Second Chances Face-To-Faith
Mid spring of 2013, I received a text from my friend “T” saying her relative “E” would be coming to Ark City for the weekend. She said “no pressure”, but if I felt led to stop by her home, to please do so anytime. This would be my chance to finally meet “E” face-to-face and continue to sow that small seed of opportunity. God wasn’t finished with “E”, and strangely, I knew I was somehow to be a part of His plan. I immediately began to think about what I would say and how our conversation might go. I even quickly scanned my EE tract for a quick recall of bible salvation verses—and then fear set in. I’ve already spoken to him…what more can I say? What will we talk about?—I don’t want this to be awkward. Seriously God, is this really what you want me to do? The enemy had me right where he wanted…doubting, fearful and thinking about me, myself and I. So once again God had to remind me, “It’s not about you, Jacque. It’s about a relationship. I’m asking you to be obedient. Just go.” And so I did.
On my way to “T’s” home, I decided to stop and get my girlfriend a batch of fresh flowers—not only as a friendly gesture, but to draw away any suspicion to my out-of-the-blue “drop-in” visit, if needed. (Silly, I know, but I think of these kinds of things.) “T” greeted me at her door with a huge smile. She had no idea if I was coming, but I could tell she was more than delighted to see me. We immediately went to the kitchen where the family was having supper. The introductions began. First “E”—we exchanged hellos and politely shook hands—a little awkward. Then I turned to his parents who were also visiting. I was immediately embraced warmly by them, saying how happy they were to meet me and that they’d been praying for me. Now mind you, I’d never met them before—but from the outpouring of joy on their faces, honestly, you would have thought we were family. I immediately wondered what “E” was thinking while observing of all of the warm introductions. (Again, some of the oddities I think of.)
After the family finished dinner, the guys went outside for their “man time” while the ladies stayed inside for clean up duty. “T” and I had a nice visit and before long I felt it was time to leave—but not before seeing “E” one last time. God had given me this opportunity…and I still had words!
“T” and I went outside, and as we approached the group I began to tell “E” once again, how happy it was to have finally met him. There was only a slight pause in the conversation, when all of a sudden “E” began to talk. He began sharing some of his past treatment experiences, hurdles he had overcome and the future ahead. It warmed my heart to hear him talk so openly. I knew God was right there—and I just listened, waiting and praying for another divine appointment. The moments passed, conversation slowed, and I sensed the door of opportunity closing all too quickly.
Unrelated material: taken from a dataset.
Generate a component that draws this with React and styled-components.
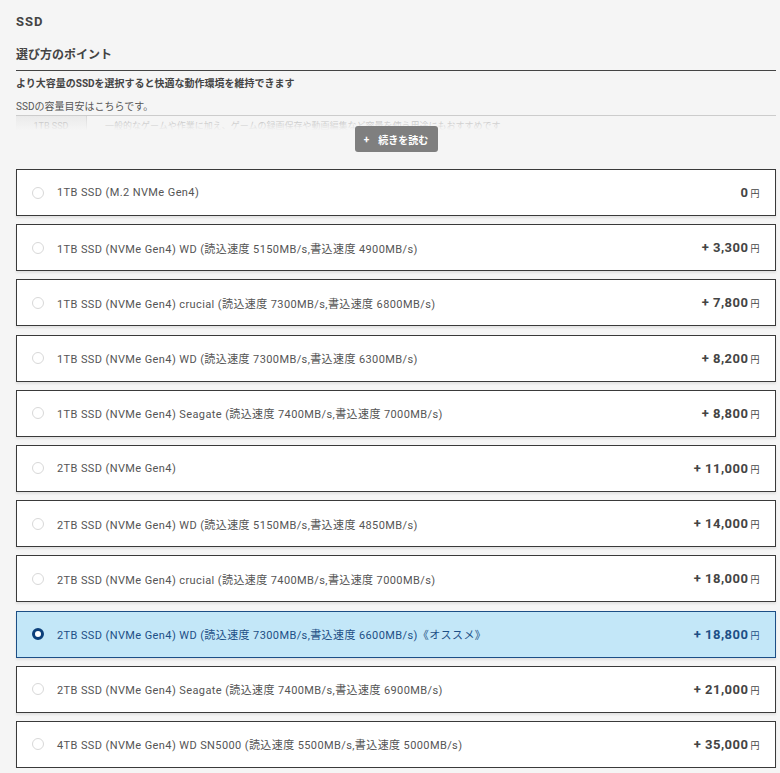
import React from "react";
import styled, { createGlobalStyle } from "styled-components";

const GlobalStyle = createGlobalStyle`
  body {
    margin: 0;
    background: #f5f5f5;
    font-family: Roboto, "Noto Sans CJK JP", sans-serif;
    color: #444;
  }
`;

const Page = styled.div`
  padding: 13px 4px 0 16px;
`;

const Title = styled.h2`
  margin: 0;
  font-size: 13px;
  font-weight: 700;
  letter-spacing: 1px;
  color: #444;
  line-height: 18px;
`;

const PointHeading = styled.h3`
  margin: 15px 0 0;
  font-size: 12px;
  font-weight: 700;
  color: #444;
  line-height: 18px;
  padding-bottom: 6px;
  border-bottom: 1px solid #444;
`;

const Lead = styled.p`
  margin: 6px 0 0;
  font-size: 10px;
  font-weight: 700;
  color: #444;
  line-height: 14px;
`;

const Note = styled.p`
  margin: 9px 0 0;
  font-size: 10px;
  color: #555;
  line-height: 14px;
`;

const Fold = styled.div`
  position: relative;
  height: 16px;
  overflow: hidden;
  border-top: 1px solid #ccc;
  margin-top: 1px;
  &::after {
    content: "";
    position: absolute;
    inset: 0;
    background: linear-gradient(rgba(245, 245, 245, 0.3), #f5f5f5 90%);
  }
`;

const FoldRow = styled.div`
  display: flex;
  font-size: 9px;
  color: #888;
  line-height: 20px;
`;

const FoldHead = styled.div`
  width: 70px;
  text-align: center;
  background: #e6e6e6;
  border-right: 1px solid #ccc;
`;

const FoldBody = styled.div`
  padding-left: 18px;
  white-space: nowrap;
`;

const MoreWrap = styled.div`
  display: flex;
  justify-content: center;
  margin-top: -6px;
  position: relative;
`;

const MoreButton = styled.button`
  display: flex;
  align-items: center;
  justify-content: center;
  gap: 9px;
  background: #7f7f7f;
  color: #fff;
  border: none;
  border-radius: 3px;
  font-family: Roboto, "Noto Sans CJK JP", sans-serif;
  font-size: 10px;
  font-weight: 700;
  height: 26px;
  width: 83px;
  padding: 0;
`;

const List = styled.div`
  display: flex;
  flex-direction: column;
  gap: 8.2px;
  margin-top: 17px;
`;

const Card = styled.label`
  display: flex;
  align-items: center;
  height: 47px;
  box-sizing: border-box;
  padding: 0 15px 0 15px;
  background: ${(p) => (p.$active ? "#c3e7f8" : "#fff")};
  border: 1px solid ${(p) => (p.$active ? "#1d4f86" : "#3a3a3a")};
  box-shadow: 0 2px 2px rgba(0, 0, 0, 0.08);
  color: ${(p) => (p.$active ? "#1d4f86" : "#555")};
`;

const Radio = styled.span`
  width: 12px;
  height: 12px;
  box-sizing: border-box;
  border-radius: 50%;
  flex: none;
  border: ${(p) => (p.$active ? "3.5px solid #0c3f7a" : "1px solid #d8d8d8")};
  background: #fff;
`;

const Label = styled.span`
  margin-left: 13px;
  font-size: 11px;
  letter-spacing: 0.4px;
  flex: 1;
  white-space: nowrap;
`;

const Price = styled.span`
  font-size: 13px;
  font-weight: 700;
  letter-spacing: 0.5px;
  color: ${(p) => (p.$active ? "#1d4f86" : "#444")};
`;

const Yen = styled.span`
  font-size: 9px;
  font-weight: 400;
  margin-left: 2px;
`;

const options = [
  ["1TB SSD (M.2 NVMe Gen4)", "0"],
  ["1TB SSD (NVMe Gen4) WD (読込速度 5150MB/s,書込速度 4900MB/s)", "+ 3,300"],
  ["1TB SSD (NVMe Gen4) crucial (読込速度 7300MB/s,書込速度 6800MB/s)", "+ 7,800"],
  ["1TB SSD (NVMe Gen4) WD (読込速度 7300MB/s,書込速度 6300MB/s)", "+ 8,200"],
  ["1TB SSD (NVMe Gen4) Seagate (読込速度 7400MB/s,書込速度 7000MB/s)", "+ 8,800"],
  ["2TB SSD (NVMe Gen4)", "+ 11,000"],
  ["2TB SSD (NVMe Gen4) WD (読込速度 5150MB/s,書込速度 4850MB/s)", "+ 14,000"],
  ["2TB SSD (NVMe Gen4) crucial (読込速度 7400MB/s,書込速度 7000MB/s)", "+ 18,000"],
  ["2TB SSD (NVMe Gen4) WD (読込速度 7300MB/s,書込速度 6600MB/s)《オススメ》", "+ 18,800"],
  ["2TB SSD (NVMe Gen4) Seagate (読込速度 7400MB/s,書込速度 6900MB/s)", "+ 21,000"],
  ["4TB SSD (NVMe Gen4) WD SN5000 (読込速度 5500MB/s,書込速度 5000MB/s)", "+ 35,000"],
];

const App = () => {
  const selected = 8;
  return (
    <Page>
      <GlobalStyle />
      <Title>SSD</Title>
      <PointHeading>選び方のポイント</PointHeading>
      <Lead>より大容量のSSDを選択すると快適な動作環境を維持できます</Lead>
      <Note>SSDの容量目安はこちらです。</Note>
      <Fold>
        <FoldRow>
          <FoldHead>1TB SSD</FoldHead>
          <FoldBody>
            一般的なゲームや作業に加え、ゲームの録画保存や動画編集など容量を使う用途にもおすすめです
          </FoldBody>
        </FoldRow>
      </Fold>
      <MoreWrap>
        <MoreButton>
          <span>+</span>
          <span>続きを読む</span>
        </MoreButton>
      </MoreWrap>
      <List>
        {options.map(([label, price], i) => (
          <Card key={label} $active={i === selected}>
            <Radio $active={i === selected} />
            <Label>{label}</Label>
            <Price $active={i === selected}>
              {price}
              <Yen>円</Yen>
            </Price>
          </Card>
        ))}
      </List>
    </Page>
  );
};

export default App;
As I silently prayed for the right words to say, I ended our visit by saying once again, how strong my faith in God was—how He’d brought me through a very successful surgery and continues to strengthen me on the road to recovery. I also said I admired "E's" strength and honesty and would be praying for him during his journey of recovery--and hope we’d meet again someday. He actually thanked me this time! In some strange way, I felt we had bonded.
As I turned to leave, I prayed in my heart that God wouldn’t give up on “E”. God said, “Just go.” So I did. And through that, I had a second chance to share my relationship with God to a man that so desperately needs a Savior—finally, face to faith.